Bhutan has secretly mined Bitcoin in the Himalayas for years - and it did it sustainably
Bhutan, a South Asian kingdom nested in the Himalayan mountains, has recently revealed a secret that stunned the international financial market: the country has been quietly mining crypto for years without telling a soul - including its own citizens.
An even more stunning revelation was that the country has been able to mine crypto in a sustainable way compared to more commonly used methods which have been widely criticised for the large amounts of electricity required.
Bhutan has been able to mine for tokens using its massive stores of hydroelectricity - a renewable source of energy that can be largely considered to be “green”.
Bhutan has an abundance of hydroelectricity - a form of renewable energy that uses the power of moving water to generate electricity - thanks to the ancient glaciers feeding the many rivers flowing through the country.
Energy generated by hydroelectricity is currently fuelling the homes of most of the country’s 777,000-strong population, and it represents 30 per cent of the country’s gross domestic product (GDP).
But Bhutan’s recently revealed secret shows that the country has also been putting this immense resource to work for another purpose that could boost and sustain its economy in the future: the creation of its own crypto mines.
Bhutan is not alone in betting on cryptocurrencies for its future. The Central American state of El Salvador is currently the only country in the world to run state-owned crypto mines.
With its small size and limited resources, green crypto mining could be the solution to Bhutan’s economic independence, a country that has struggled for years to establish its self-sufficiency.
Bhutan has the advantage of its resources and environment making the country an ideal space for digital asset mining operations.
Hydroelectricity is cheap, and the country’s mountains, being so tall, provide the perfect environment to cool down heated-producing computers that are busy mining for Bitcoin. The country’s crypto mines could, at least on paper, have little to no carbon footprint at all.
Why was this a secret - and why has it now been revealed?
The South Asian kingdom has reportedly been mining “for years,” though it’s not exactly clear for how long, where, or what earnings did it make.
Speaking to a local newspaper The Bhutanese, a government representative recently said that the country has begun mining “a few years ago as one of the early entrants when the price of Bitcoin was around $5,000 (€4.548)”.
The price of Bitcoin has since soared to $29,228.12 (€26.591,74) as of Friday.

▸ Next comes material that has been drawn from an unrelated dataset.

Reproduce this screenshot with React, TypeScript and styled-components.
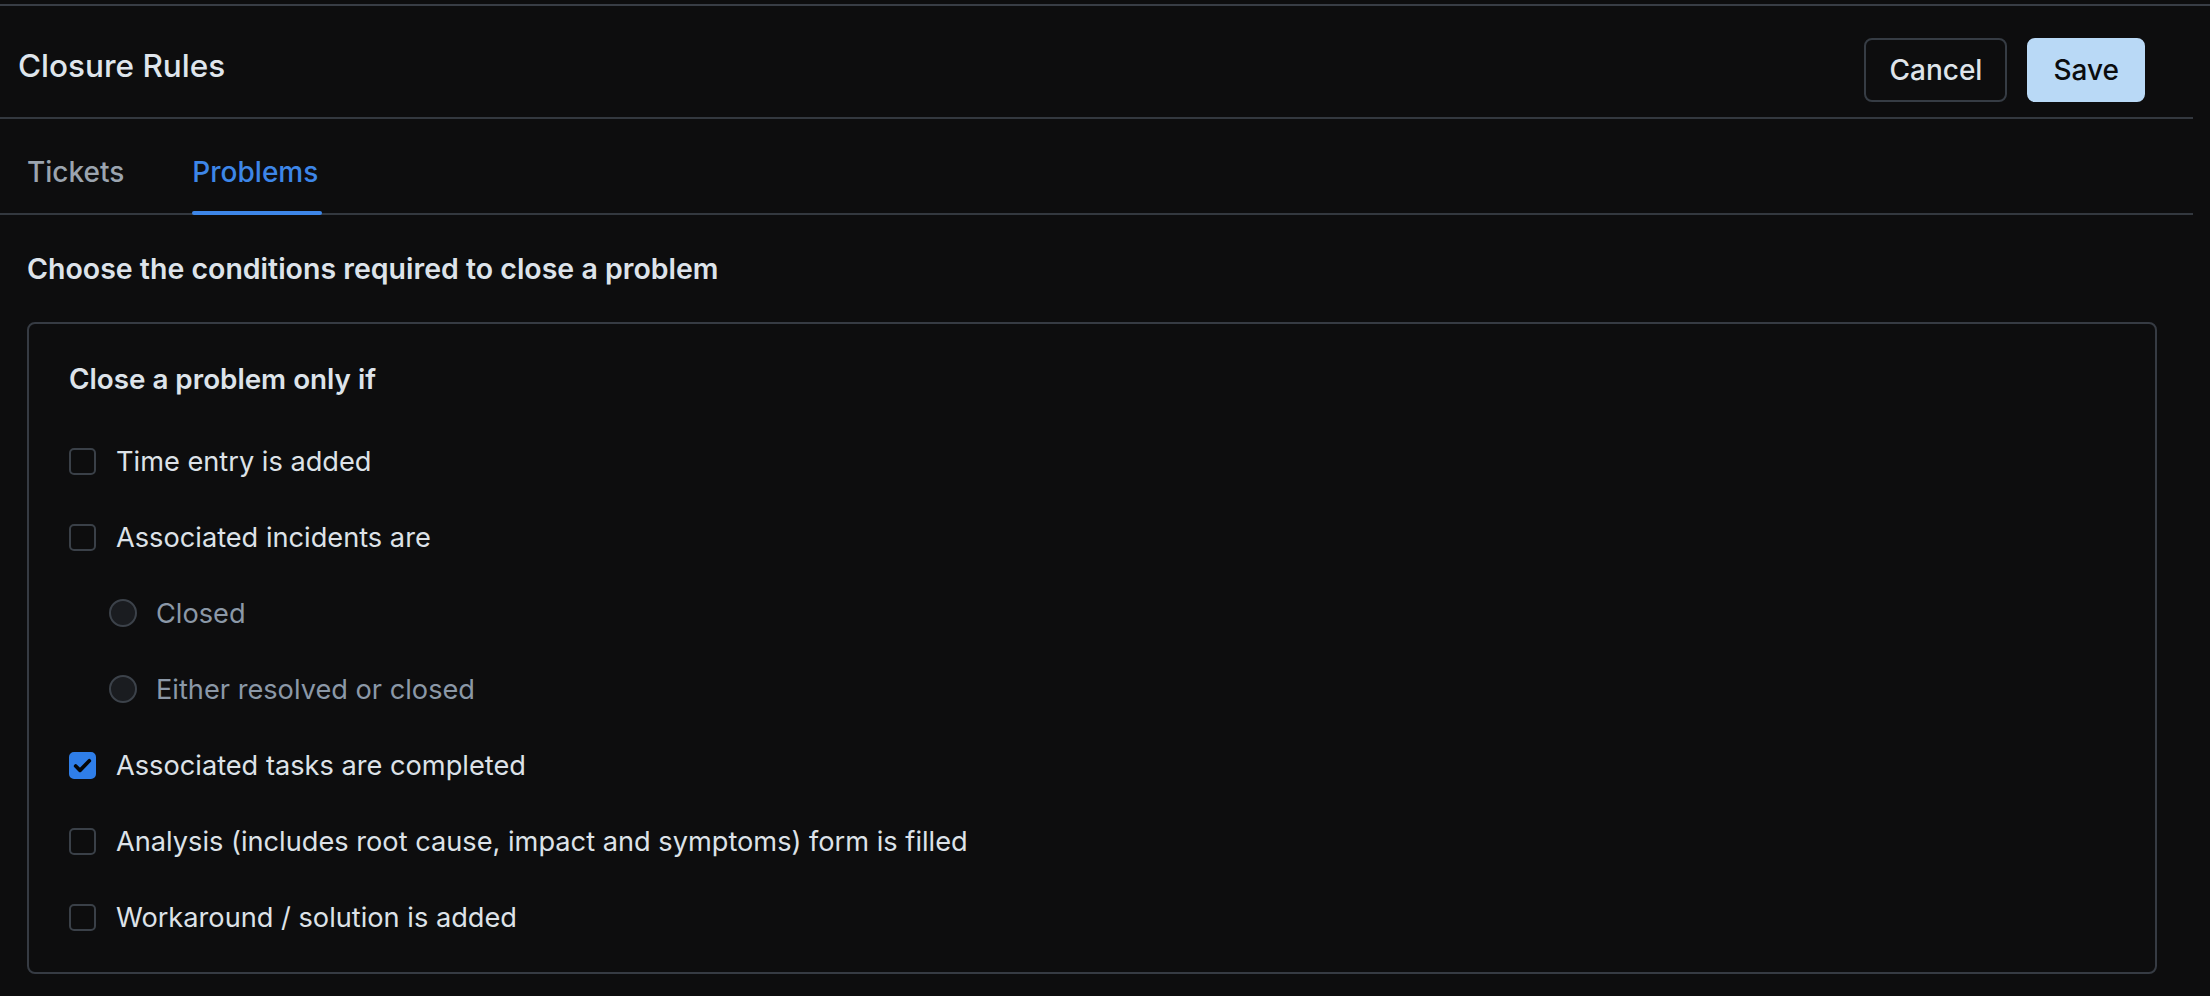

The reason why the country has shared its secret crypto-mining operations might be linked to the fact that the kingdom is now looking for partners to further expand its project.
The country’s investment arm, state-owned holding company Druk Holding & Investments (DHI), and Nasdaq-listed mining company Bitdeer are reportedly seeking investors for $500 million (€454.9 million) to be used to develop green crypto mining in the kingdom.
Fundraising to create Bhutan’s carbon-free digital mining will begin at the end of May, as reported by Bloomberg.
Meanwhile, Bhutan’s larger neighbours - India and China - remain wary of crypto.
Both India’s government and central bank have taken a strong stance against it, while China officially banned crypto trading in 2021.